Gregory Sisk, a law professor at the University of St. Thomas who represents incarcerated clients and has written about prisoners’ rights to legal mail, reviewed the policy at IPR’s request and said he has “never encountered this scenario” before.

“In general, the states’ correctional systems have been very protective of legal mail and recognize that the right to confidentiality in correspondence between a prisoner and a prisoner’s lawyer is to be protected,” Sisk told IPR. “The Ninth Circuit has described this right as nearly sacrosanct.”

Lawyers are ethically bound to ensure their communication with clients is confidential, and some felt they couldn’t do that under the policy.

Erica Nichols Cook, who directs the Wrongful Conviction Division within the Office of the State Public Defender, penned a letter this week calling on the department to rescind the policy, which she says has “outraged” her clients.

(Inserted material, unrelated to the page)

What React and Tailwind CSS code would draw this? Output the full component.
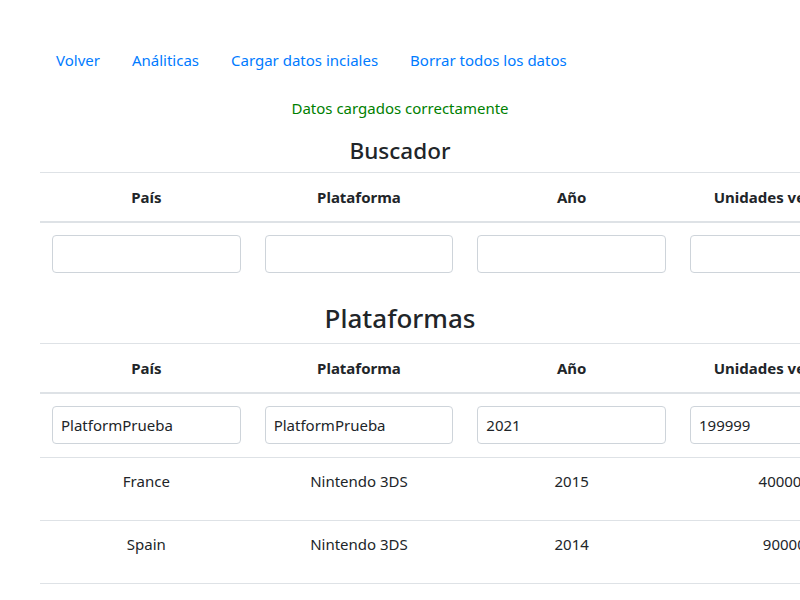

“[T]his policy in which you open legal mail, make copies of it and then shred or destroy the originals is a violation of each incarcerated person’s Sixth Amendment Right to Counsel,” she wrote in a letter dated Sept. 7.

Shortly after IPR published a story detailing the constitutional concerns around the new rule, a DOC spokesperson alerted IPR that the photocopying policy had been “paused for further review."

“Over the course of the last several months, staff have identified paper mail itself as being a dangerous vehicle for supplying drugs to inmates,” DOC spokesperson Sarah Fineran told IPR in an email. “A process for providing photocopies of legal mail was enacted to ensure inmate safety, however, it has been paused for further review.”